Un cast che danza tra le macerie
Le coreografie di Patrizia Cavola e Ivan Truol della Compagnia Atacama, con Camilla Perugini e
Nicholas Baffoni, trasformano spazi claustrofobici in palcoscenici di libertà. La fotografia di Federico
Marchi e Roberto Biagiotti gioca con il passaggio dal bianco e nero del passato all’esplosione di colori
della rinascita. La colonna sonora di Andrea Moscianese e il sound design di Davide Palmiotto
accompagnano lo spettatore dalla drammaticità carceraria verso un orizzonte di possibilità creative.

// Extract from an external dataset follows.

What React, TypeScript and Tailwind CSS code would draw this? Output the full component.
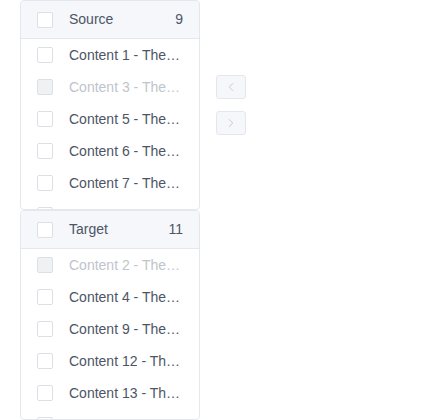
import { ChevronLeft, ChevronRight } from 'lucide-react'

type Item = { label: string; disabled?: boolean }

const source: Item[] = [
  { label: 'Content 1 - The quick brown fox' },
  { label: 'Content 3 - The quick brown fox', disabled: true },
  { label: 'Content 5 - The quick brown fox' },
  { label: 'Content 6 - The quick brown fox' },
  { label: 'Content 7 - The quick brown fox' },
  { label: 'Content 8 - The quick brown fox' },
]

const target: Item[] = [
  { label: 'Content 2 - The quick brown fox', disabled: true },
  { label: 'Content 4 - The quick brown fox' },
  { label: 'Content 9 - The quick brown fox' },
  { label: 'Content 12 - The quick brown fox' },
  { label: 'Content 13 - The quick brown fox' },
  { label: 'Content 14 - The quick brown fox' },
]

function Box({ disabled }: { disabled?: boolean }) {
  return (
    <span
      className={
        'w-4 h-4 shrink-0 rounded-[2px] border border-[#dcdfe6] ' +
        (disabled ? 'bg-[#f0f1f3]' : 'bg-white')
      }
    />
  )
}

function Panel({ title, count, items }: { title: string; count: number; items: Item[] }) {
  return (
    <div className="w-[180px] h-[210px] border border-[#e4e7ed] rounded-[4px] bg-white overflow-hidden flex flex-col">
      {/* header */}
      <div className="h-[38px] shrink-0 flex items-center pl-4 pr-4 bg-[#f5f7fa] border-b border-[#e4e7ed] text-[14px] text-[#4d5566]">
        <Box />
        <span className="ml-4 flex-1">{title}</span>
        <span>{count}</span>
      </div>
      {/* list */}
      <div className="flex-1 overflow-hidden">
        {items.map(it => (
          <div key={it.label} className="h-[32px] flex items-center pl-4 pr-4">
            <Box disabled={it.disabled} />
            <span
              className={
                'ml-4 truncate text-[14px] ' +
                (it.disabled ? 'text-[#c0c4cc]' : 'text-[#4d5566]')
              }
            >
              {it.label}
            </span>
          </div>
        ))}
      </div>
    </div>
  )
}

export default function App() {
  return (
    <div className="w-[426px] h-[420px] bg-white pl-5 font-['Liberation_Sans',Arial,sans-serif]">
      <div className="flex items-center">
        <Panel title="Source" count={9} items={source} />
        <div className="ml-4 flex flex-col gap-3">
          <button className="w-[30px] h-6 flex items-center justify-center rounded-[3px] border border-[#e4e7ed] bg-[#f5f7fa] text-[#c0c4cc]">
            <ChevronLeft size={14} strokeWidth={1.5} />
          </button>
          <button className="w-[30px] h-6 flex items-center justify-center rounded-[3px] border border-[#e4e7ed] bg-[#f5f7fa] text-[#c0c4cc]">
            <ChevronRight size={14} strokeWidth={1.5} />
          </button>
        </div>
      </div>
      <Panel title="Target" count={11} items={target} />
    </div>
  )
}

Dalla performance al riconoscimento mondiale
Prima di diventare cinema, “VULNERARE” è stato esperienza dal vivo. Migliaia di visitatori hanno
attraversato l’ex-carcere, poi in anteprima EUROPEA all’Istituto Italiano di Cultura di Parigi, poi al
Museo di Villa Altieri a Roma. Ogni volta la stessa scoperta: la vulnerabilità come forza, non come
debolezza.
“Aprire quei faldoni impolverati significa far scorrere agli spettatori una storia personale forse
perduta per sempre“, scrive il critico cinematografico Sergio Battista. “Un corto che cerca di aprire
un canale comunicativo con i contemporanei parlando di memoria e di luoghi dove questa memoria
si è condensata.”

Su un muro del carcere c’è scritto: “I tagli sulla pelle non sono un’illusione non guariscono più”.
Parole che suggellano come la realtà impatti nella vita senza chiedere permesso, lasciando segni
indelebili. Ma anche come questi segni possano diventare arte.

Dall’Italia al mondo

Il Festival of Cinema NYC rappresenta l’approdo internazionale di un progetto:
IOSONOVULNERABILE, che ha già cambiato il modo di guardare agli spazi abbandonati. In un’epoca
di muri che dividono e luoghi dimenticati, “VULNERARE” offre una risposta concreta: l’arte come
strumento di trasformazione, la vulnerabilità come generatrice di bellezza.
Il cortometraggio partecipa alla sezione competitiva dal 1 al 10 agosto 2025, portando in America
una voce italiana che parla al mondo intero. Perché “VULNERARE” non racconta solo la storia di un
carcere diventato cattedrale dell’arte: racconta la storia di tutti noi, esseri vulnerabili che attraverso
la creatività trasformano le ferite in bellezza.

Sergio Mario Illuminato sta già preparando il suo film d’esordio “La soglia di Basalto”, che verrà
girato nel 2026 nell’isola di Pantelleria, Sicilia.